In some cases, states use revenue bonds to finance prisons that it builds and operates itself. California, for example, is funding a 55,000 bed expansion of its prison system through revenue bonds. Investors are attracted because the bonds earn interest at 1-2% higher than other public bonds, and they are also tax-free.
It works like this: the state issues bonds for which taxpayers are not liable that are bought by private investors attracted by high interest rates and tax exemptions derived from the public character of the financed project. State or county annual appropriations provide the revenue to pay investors, and private prison companies often run these “facilities.”
Since the mid-1990s the ever-mounting trend to criminalize immigrants has proved a boon to the prison bond business.
Throughout the country – but particularly in the South and Southwest – private prison firms have enticed county and state governments to build speculative prisons financed by revenue bonds.

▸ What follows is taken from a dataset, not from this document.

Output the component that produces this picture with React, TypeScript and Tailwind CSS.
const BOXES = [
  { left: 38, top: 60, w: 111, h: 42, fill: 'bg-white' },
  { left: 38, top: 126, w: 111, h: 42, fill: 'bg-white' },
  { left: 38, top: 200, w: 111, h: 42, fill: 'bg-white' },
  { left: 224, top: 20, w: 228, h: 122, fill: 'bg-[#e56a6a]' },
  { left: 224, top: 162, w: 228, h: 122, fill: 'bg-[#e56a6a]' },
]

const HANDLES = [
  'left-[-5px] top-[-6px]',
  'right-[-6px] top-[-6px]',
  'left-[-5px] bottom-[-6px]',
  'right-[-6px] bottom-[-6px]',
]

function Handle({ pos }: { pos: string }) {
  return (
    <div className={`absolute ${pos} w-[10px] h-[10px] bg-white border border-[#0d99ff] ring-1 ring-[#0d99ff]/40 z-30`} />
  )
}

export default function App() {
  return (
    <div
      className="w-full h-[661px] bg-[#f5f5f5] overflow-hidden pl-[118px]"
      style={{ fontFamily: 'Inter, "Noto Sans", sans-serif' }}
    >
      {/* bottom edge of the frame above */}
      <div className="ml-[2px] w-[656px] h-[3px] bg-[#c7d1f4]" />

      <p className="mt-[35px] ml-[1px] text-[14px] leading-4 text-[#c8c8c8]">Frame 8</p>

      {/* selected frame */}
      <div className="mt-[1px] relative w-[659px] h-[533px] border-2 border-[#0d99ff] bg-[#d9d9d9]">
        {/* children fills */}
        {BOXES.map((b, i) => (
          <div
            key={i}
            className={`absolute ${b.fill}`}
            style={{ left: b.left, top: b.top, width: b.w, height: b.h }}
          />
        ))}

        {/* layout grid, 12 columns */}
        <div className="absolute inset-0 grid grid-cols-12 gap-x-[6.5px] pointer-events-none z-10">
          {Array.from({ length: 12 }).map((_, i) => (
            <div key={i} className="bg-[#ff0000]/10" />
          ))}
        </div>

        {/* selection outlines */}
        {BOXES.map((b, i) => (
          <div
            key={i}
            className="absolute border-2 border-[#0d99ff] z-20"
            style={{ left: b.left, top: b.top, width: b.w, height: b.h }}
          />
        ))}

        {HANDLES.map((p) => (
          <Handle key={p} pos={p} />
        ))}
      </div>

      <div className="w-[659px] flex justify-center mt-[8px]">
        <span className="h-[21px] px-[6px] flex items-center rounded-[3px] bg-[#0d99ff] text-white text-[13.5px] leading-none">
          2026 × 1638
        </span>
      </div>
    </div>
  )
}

The county – through a newly created trust or public facility corporation – issues prison bonds in collaboration with private prison firms that design, build, and operate the resulting prison for immigrants. Betting that the immigrant crackdown will continue for two decades (bonds of 15-22 years), investors scarf up high-interest, tax-free bonds.
The revenue to pay the bonds – and the private prison firm – comes from per-diem payments made for each immigrant detained or imprisoned.
At a time when immigration restrictionists like the Federation for American Immigration Reform (FAIR) are stoking an anti-immigration backlash movement that charges that immigrants aren’t paying their fair share of taxes, bond investors and private prison firms are enjoying the tax-free benefits of imprisoning these immigrants for profit.